Kitchen Circus tests you in more ways than one
As my fellow competitors of Kitchen Circus practice and some even compete this coming week, I’m reminded of the lessons I’ve learned already in this cooking competition. I have to prepare an amuse bouche and create a three-course menu soon and chef Thierry Rautureau will pick one course I have to prepare at Rover’s Restaurant for 45 people as well as an amuse bouche. I don’t compete until Nov. 20, but as I tear up my kitchen and run my dishwasher every night I’m reminded this live-cooking contest is no easy task. This isn’t about copying some recipe from Bon Appètit magazine or Betty Crocker’s finest cookbook. This is about creativity, a collective cool head under the heat and pressure of a professional kitchen and FUN.

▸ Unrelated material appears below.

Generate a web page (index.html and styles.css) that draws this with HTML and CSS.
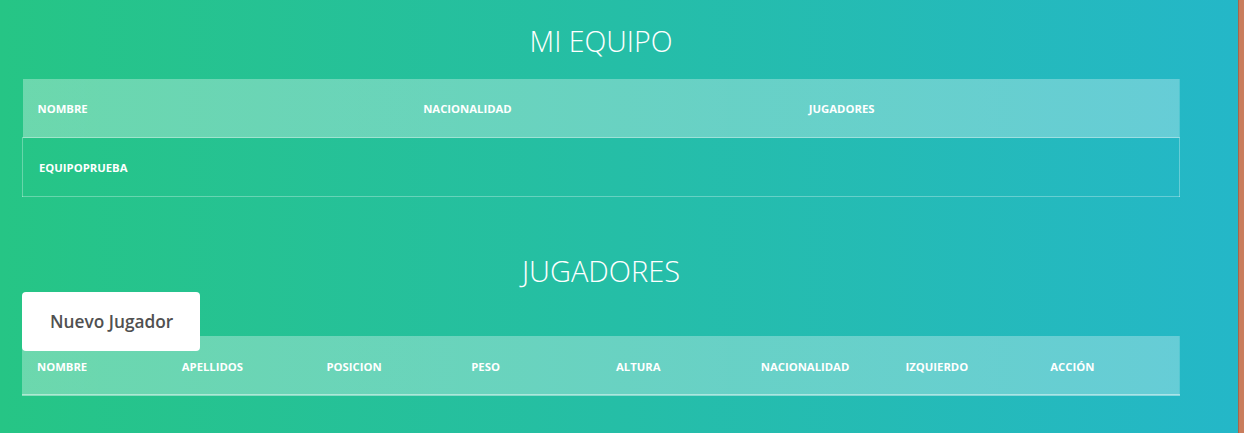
FILE: index.html
```html
<!DOCTYPE html>
<html lang="es">
<head>
<meta charset="utf-8">
<title>Mi equipo</title>
<link rel="stylesheet" href="styles.css">
</head>
<body>
<div class="page">
  <main class="main">
    <h2 class="title title-first">MI EQUIPO</h2>
    <table class="tbl tbl-team">
      <thead>
        <tr><th>NOMBRE</th><th>NACIONALIDAD</th><th>JUGADORES</th></tr>
      </thead>
      <tbody>
        <tr><td>EQUIPOPRUEBA</td><td></td><td></td></tr>
      </tbody>
    </table>

    <h2 class="title title-second">JUGADORES</h2>
    <button class="btn-new" type="button">Nuevo Jugador</button>
    <table class="tbl tbl-players">
      <thead>
        <tr>
          <th>NOMBRE</th><th>APELLIDOS</th><th>POSICION</th><th>PESO</th>
          <th>ALTURA</th><th>NACIONALIDAD</th><th>IZQUIERDO</th><th>ACCIÓN</th>
        </tr>
      </thead>
      <tbody></tbody>
    </table>
  </main>
  <div class="edge"></div>
</div>
</body>
</html>
```

FILE: styles.css
```css
html, body {
  margin: 0;
  padding: 0;
}

body {
  font-family: "Open Sans", "Liberation Sans", sans-serif;
  color: #fff;
}

.page {
  display: flex;
  min-height: 433px;
}

.main {
  flex: 1;
  background: linear-gradient(to right, #26c585, #24b7c8);
  padding: 27px 58px 37px 22px;
}

.edge {
  width: 6px;
  background: #c97d5c;
  border-left: 1px solid #a8654a;
  box-sizing: border-box;
}

.title {
  margin: 0;
  font-size: 28.5px;
  font-weight: 300;
  line-height: 29px;
  text-align: center;
  color: #fff;
}

.title-first {
  margin-bottom: 23px;
}

.title-second {
  margin-top: 59px;
  margin-bottom: 7px;
  font-size: 29px;
}

.tbl {
  width: 100%;
  border-collapse: collapse;
  table-layout: fixed;
}

.tbl th,
.tbl td {
  text-align: left;
  font-size: 11.3px;
  font-weight: 700;
  line-height: 18px;
  padding: 21px 15px 19px;
  color: #fff;
}

.tbl thead tr {
  background: linear-gradient(to right, rgba(255,255,255,0.32), rgba(255,255,255,0.3));
}

.tbl-team th {
  border-bottom: 1px solid rgba(255,255,255,0.35);
}

.tbl-team tbody tr {
  border: 1px solid rgba(255,255,255,0.3);
  border-top: none;
}

.tbl-team td {
  padding-left: 16px;
}

.tbl-players th {
  padding-top: 22px;
  padding-bottom: 18px;
  border-bottom: 2px solid rgba(255,255,255,0.45);
}

.btn-new {
  position: relative;
  z-index: 1;
  display: block;
  width: 178px;
  height: 59px;
  margin-bottom: -15px;
  padding: 0 0 0 28px;
  text-align: left;
  border: none;
  border-radius: 4px;
  background: #fff;
  color: #505050;
  font-family: "Open Sans", "Liberation Sans", sans-serif;
  font-size: 17.3px;
  font-weight: 600;
}
```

Here are just a couple of insights I’ve learned the hard way recently:
1. Old appliances don’t hold up to the rigors and testing for a cooking competition. Those Goodwill super finds (blender, mixer and other tools that look like your grandmother’s kitchen gadgets) that I discovered in the back of the store and bought several years ago were there for a reason. I dug those out to use occasionally for massive parties, but as I tried multiple recipes in a row I faced groaning motor noises and the smell of burning plastic. I fear major equipment failure will be fast approaching. I better check the smoke alarms and that fire extinguisher in the hallway closet to make sure they’re ready for my potentially flammable courses. And flour has covered my kitchen cabinets and counters more than once. It brings a new meaning to my house being dusty.
2. Kitchen Circus gives me the excuse to buy new gadgets. I bought these cutters and have had so much fun with them. But I’m not sure they’ll be useful for my final idea for a dessert. I hate surprises but I love planning them. You’ll just have to wait and see.

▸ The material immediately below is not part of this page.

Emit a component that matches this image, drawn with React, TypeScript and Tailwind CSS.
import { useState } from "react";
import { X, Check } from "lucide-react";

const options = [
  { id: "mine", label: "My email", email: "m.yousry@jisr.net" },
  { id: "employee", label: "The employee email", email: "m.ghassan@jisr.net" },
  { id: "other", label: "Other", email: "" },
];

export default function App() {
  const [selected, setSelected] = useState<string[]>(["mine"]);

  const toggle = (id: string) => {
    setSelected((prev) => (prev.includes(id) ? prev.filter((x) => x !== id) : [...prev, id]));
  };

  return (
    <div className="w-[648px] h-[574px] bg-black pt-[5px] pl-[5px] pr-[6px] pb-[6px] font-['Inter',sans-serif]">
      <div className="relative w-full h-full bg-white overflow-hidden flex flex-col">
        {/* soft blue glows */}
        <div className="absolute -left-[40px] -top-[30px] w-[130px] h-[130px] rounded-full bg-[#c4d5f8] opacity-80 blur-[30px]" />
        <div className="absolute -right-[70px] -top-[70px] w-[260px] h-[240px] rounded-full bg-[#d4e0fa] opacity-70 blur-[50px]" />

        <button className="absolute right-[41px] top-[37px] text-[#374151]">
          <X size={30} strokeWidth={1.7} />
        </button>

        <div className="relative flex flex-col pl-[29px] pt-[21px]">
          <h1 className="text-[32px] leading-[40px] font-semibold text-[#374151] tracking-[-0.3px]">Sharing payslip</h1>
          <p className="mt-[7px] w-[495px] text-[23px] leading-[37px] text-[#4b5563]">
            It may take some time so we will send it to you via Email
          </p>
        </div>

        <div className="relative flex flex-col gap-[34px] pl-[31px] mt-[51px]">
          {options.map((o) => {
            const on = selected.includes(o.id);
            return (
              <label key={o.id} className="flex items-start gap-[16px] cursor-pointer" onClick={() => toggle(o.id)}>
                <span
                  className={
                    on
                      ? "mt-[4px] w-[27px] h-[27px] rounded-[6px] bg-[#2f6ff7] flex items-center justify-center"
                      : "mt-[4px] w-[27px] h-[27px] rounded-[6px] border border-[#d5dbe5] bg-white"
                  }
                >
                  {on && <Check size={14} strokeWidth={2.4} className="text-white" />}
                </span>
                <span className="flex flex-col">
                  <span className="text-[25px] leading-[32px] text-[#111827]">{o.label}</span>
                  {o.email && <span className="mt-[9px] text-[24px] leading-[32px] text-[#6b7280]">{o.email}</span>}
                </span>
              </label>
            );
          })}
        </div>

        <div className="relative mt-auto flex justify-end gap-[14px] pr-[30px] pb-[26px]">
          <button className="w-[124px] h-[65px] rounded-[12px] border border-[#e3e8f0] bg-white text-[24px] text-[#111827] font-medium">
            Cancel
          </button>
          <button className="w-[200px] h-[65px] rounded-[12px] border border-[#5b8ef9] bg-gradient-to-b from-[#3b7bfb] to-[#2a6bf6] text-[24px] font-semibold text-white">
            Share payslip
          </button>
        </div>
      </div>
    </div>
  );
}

3. Butter, cream and eggs. That’s really what makes the food world go around. I’m shocked at how much butter is put into desserts and other courses. I love it BUT.
4. That brings me to my next insight. BUT really is BUTT, which is a result of BUTTER. A friend told me to be leery of the competition because I may gain a few extra pounds as I test my concoctions. I shrugged it off, and then that night I shocked myself as I licked spoons of raw batter and sucked down extra portions and leftovers. I didn’t want to waste anything, and the little girl in me was suddenly cleaning the utensils, folks and spoons with my tongue. Even though I’ve given much of my trial food items to friends or coworkers, my friend was right. I have put on a little padding during the practices. Damn butter.